July 5th, 2010 was a quiet day in Johannesburg for journalists covering that summer’s World Cup. The semi-finals were taking place over the following two days in Cape Town and Durban and most of the press corps had departed for one of those cities. Any thoughts of a lazy day were scuppered by an email that morning from Fifa, promising a major announcement.
I was sitting in a conference room at the Sandton Convention Centre that afternoon when Sepp Blatter arrived he scanned the room and spied the legendary French coach, Guy Roux. He made a beeline for Roux, who was probably the senior football man in the room, and engaged in some twinkly-eyed banter and schmoozing.
Blatter was joined on stage by George Weah, the Fifa apparatchik Jerome Valcke and a wealthy-looking Frenchwoman who turned out to be Marie-Odile Amaury, owner of the Amaury Group, the publishers of the magazine France Football.
Fifa and France Football were "joining forces" to unify the Ballon D'Or, presented by France Football since 1956, and the Fifa World Player of the Year award, which Fifa had launched in 1991. We were witnessing history in the making: the birth of the Fifa Ballon D'Or.
Blatter spoke in several languages. He said the players were the “true protagonists” of football and that the game was similar to classical Greek theatre – because you did not know in advance how it was going to end.
Prepared remarks
When the prepared remarks had finished, a journalist asked Blatter whether Fifa intended to suspend France due to interference by the French government in the affairs of their national federation (at the time, an inquest into France’s shambolic performance was underway). Valcke intervened to say that the Fifa president would be speaking only about Ballon D’Or-related issues.
A German journalist responded: “Since we are not in North Korea . . .” and reiterated the question about sanctions against France. Blatter grinned awkwardly and assured the room that Fifa had no problem with the French.
Afterwards Blatter was whisked from the room by aides who formed a phalanx around him and pushed their way through the crowd.
I thought again about what he'd said about football resembling classical Greek theatre. It made no sense whatsoever. Maybe the only interesting thing Blatter has ever said about football came during an interview at the Oxford Union in November 2013, when somebody asked him whether he preferred Cristiano Ronaldo or Lionel Messi.
“Messi is a good boy, that every father and every mother would like to take home,” Blatter said. “He’s a good man, he’s very fast, and he’s not exuberant, he’s playing well, he’s dancing. He’s a kind man, a good boy. That’s what makes him so popular. The other one is something else. He is like a commander on the field of play.”
Blatter capered stiffly about the stage, saluting. “They don’t have the same attitude and that gives life to football. One has more expenses for the hairdresser than the other but that doesn’t matter . . . I like both of them, but I prefer Messi.”
The comments were not really interesting per se, but for the way in which they highlight Blatter’s gift for being wrong about everything to do with football.
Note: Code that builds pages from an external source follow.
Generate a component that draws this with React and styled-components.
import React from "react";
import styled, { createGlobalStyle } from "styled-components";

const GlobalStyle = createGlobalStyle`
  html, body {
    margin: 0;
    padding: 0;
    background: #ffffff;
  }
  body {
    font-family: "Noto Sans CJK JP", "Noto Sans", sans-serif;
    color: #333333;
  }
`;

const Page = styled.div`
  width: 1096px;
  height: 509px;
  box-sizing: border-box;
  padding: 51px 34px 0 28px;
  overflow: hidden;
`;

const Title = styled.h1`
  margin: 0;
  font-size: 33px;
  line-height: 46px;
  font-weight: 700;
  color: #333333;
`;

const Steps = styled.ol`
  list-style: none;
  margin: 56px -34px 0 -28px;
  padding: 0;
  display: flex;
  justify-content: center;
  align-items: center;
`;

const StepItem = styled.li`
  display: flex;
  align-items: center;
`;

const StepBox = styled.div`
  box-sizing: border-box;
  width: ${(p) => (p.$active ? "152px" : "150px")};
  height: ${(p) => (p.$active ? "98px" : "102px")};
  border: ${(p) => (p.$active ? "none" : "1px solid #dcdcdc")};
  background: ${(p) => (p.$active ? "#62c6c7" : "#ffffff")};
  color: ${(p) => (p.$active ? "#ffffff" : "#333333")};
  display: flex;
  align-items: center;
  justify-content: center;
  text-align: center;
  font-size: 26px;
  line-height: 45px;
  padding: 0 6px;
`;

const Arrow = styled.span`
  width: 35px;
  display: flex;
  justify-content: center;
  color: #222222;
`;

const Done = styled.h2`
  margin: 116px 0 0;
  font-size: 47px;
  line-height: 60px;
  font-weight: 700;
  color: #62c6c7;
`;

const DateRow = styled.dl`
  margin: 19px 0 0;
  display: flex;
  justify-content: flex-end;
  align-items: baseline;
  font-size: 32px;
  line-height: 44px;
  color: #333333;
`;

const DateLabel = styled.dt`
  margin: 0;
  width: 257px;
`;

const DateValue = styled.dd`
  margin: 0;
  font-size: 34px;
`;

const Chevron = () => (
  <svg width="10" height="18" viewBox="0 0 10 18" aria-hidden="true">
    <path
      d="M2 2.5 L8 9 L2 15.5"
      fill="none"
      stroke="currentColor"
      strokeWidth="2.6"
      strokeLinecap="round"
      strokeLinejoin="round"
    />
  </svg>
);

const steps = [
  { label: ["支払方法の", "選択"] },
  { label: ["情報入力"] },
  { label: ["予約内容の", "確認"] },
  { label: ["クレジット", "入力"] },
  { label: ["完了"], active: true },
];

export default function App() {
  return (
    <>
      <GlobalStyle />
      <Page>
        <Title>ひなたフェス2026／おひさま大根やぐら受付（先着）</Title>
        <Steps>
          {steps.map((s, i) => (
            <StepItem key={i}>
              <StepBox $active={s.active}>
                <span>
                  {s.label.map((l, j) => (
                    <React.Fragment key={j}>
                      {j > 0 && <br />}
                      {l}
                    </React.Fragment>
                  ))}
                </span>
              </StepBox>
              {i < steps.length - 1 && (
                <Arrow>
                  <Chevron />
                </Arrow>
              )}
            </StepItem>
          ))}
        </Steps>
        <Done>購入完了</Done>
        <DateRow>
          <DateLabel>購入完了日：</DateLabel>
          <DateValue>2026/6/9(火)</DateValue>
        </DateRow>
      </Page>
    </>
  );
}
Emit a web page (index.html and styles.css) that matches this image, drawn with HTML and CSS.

With hindsight, his remarks that night may have marked the exact point at which Ronaldo surged ahead of Messi in the affections of the world.
Indomitable belief
Today in Zurich, Ronaldo will likely win his third Ballon D’Or, opening up the possibility that he might match Messi’s total of four. Nobody saw this coming two years ago, as Messi celebrated his fourth in a row. But Ronaldo’s indomitable belief in himself has won everyone over.
Part of his appeal is the way in which he combines prodigious physicality and unconquerable will to win with a curiously childlike vulnerability. On Saturday night, Gareth Bale decided to shoot rather than square the ball to Ronaldo for a tap-in, prompting a display of nostril-flaring recrimination from the superstar. It wasn't the reaction of an icy "commander".
We’ve seen Messi snarling at team-mates in the same situations and there’s nothing vulnerable about it. The “kind man, good boy” cuts a more complicated figure these days, beset by legal problems relating to his taxes, discontented with the hierarchy at Barcelona.
Messi’s game keeps evolving, but not necessarily in a good way. His football is increasingly pared-back and minimalist. Is this the evidence of underlying physical decline? With Ronaldo, there are no such doubts. His perpetual improvement is as plain as it is remorseless.
Messi is acclaimed as the best player in the game by everyone who has played with him, and few would bet against him one day winning a fifth Ballon D’Or. But for now we’re living in the age of Cristiano.